» Work to do: Filter the listing and keep only the lines with the word "styles".

» Given material:

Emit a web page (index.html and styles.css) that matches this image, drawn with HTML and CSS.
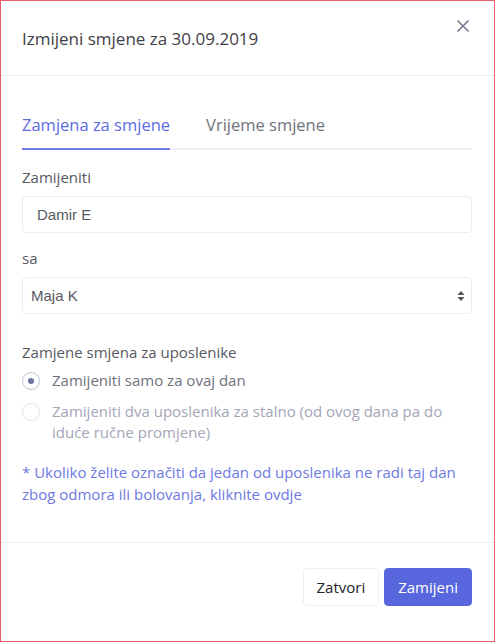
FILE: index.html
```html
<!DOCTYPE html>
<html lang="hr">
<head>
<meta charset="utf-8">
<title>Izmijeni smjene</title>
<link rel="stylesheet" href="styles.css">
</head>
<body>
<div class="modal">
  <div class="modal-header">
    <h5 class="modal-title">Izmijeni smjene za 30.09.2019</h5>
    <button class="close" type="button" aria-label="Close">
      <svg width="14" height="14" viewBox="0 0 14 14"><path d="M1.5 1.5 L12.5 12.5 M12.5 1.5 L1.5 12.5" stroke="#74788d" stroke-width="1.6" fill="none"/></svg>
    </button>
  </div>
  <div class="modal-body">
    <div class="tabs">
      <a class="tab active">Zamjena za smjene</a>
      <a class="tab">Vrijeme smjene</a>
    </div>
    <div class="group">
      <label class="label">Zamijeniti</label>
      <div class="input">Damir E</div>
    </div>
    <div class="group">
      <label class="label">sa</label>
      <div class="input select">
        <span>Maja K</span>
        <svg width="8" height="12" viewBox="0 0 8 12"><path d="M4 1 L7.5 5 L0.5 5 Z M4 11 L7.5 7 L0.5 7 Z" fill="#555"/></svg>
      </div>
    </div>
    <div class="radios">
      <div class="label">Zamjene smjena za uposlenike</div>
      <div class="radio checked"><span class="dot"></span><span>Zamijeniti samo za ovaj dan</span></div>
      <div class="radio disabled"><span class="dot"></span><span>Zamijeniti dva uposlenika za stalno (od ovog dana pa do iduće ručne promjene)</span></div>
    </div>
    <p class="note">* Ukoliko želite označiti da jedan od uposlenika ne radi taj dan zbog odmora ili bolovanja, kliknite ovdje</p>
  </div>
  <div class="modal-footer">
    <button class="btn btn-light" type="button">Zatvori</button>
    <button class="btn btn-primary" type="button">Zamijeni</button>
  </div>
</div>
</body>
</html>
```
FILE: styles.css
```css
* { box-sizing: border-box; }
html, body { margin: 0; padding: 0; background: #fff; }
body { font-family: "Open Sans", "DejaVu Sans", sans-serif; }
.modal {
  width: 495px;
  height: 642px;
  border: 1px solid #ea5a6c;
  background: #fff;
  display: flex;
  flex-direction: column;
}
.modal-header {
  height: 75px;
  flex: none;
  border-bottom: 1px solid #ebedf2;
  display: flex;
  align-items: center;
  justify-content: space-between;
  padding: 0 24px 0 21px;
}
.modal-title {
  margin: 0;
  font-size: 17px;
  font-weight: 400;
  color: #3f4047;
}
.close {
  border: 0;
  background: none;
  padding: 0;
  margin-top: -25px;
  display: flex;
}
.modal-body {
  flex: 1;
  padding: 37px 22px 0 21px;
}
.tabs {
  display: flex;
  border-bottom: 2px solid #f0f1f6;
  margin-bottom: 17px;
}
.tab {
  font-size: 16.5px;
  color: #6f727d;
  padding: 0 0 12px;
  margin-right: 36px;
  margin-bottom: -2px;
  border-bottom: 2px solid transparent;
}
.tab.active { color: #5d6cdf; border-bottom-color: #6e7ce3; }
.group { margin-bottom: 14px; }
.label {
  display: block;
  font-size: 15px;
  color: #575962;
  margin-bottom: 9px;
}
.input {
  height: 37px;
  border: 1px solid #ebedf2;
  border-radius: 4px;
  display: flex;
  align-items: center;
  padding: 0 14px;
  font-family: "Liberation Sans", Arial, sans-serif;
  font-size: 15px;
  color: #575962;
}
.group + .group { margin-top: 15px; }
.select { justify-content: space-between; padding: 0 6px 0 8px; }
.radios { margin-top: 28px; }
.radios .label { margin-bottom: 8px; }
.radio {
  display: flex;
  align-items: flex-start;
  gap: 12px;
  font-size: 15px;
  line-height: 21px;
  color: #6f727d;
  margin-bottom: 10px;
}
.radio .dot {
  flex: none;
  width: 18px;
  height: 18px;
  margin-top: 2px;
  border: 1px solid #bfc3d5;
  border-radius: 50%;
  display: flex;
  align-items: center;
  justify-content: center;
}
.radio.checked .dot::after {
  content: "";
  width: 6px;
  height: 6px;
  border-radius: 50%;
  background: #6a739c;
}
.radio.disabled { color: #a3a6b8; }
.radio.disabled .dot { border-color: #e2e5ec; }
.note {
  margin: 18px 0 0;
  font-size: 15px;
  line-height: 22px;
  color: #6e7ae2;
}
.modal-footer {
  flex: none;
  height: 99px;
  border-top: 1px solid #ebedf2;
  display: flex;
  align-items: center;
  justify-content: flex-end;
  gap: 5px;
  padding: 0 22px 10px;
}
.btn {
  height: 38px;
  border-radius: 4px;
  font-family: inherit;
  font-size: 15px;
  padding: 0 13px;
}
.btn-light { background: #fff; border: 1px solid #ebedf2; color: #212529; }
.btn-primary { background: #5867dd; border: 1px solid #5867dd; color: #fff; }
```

» Response:
Emit a web page (index.html and styles.css) that matches this image, drawn with HTML and CSS.
<link rel="stylesheet" href="styles.css">
FILE: styles.css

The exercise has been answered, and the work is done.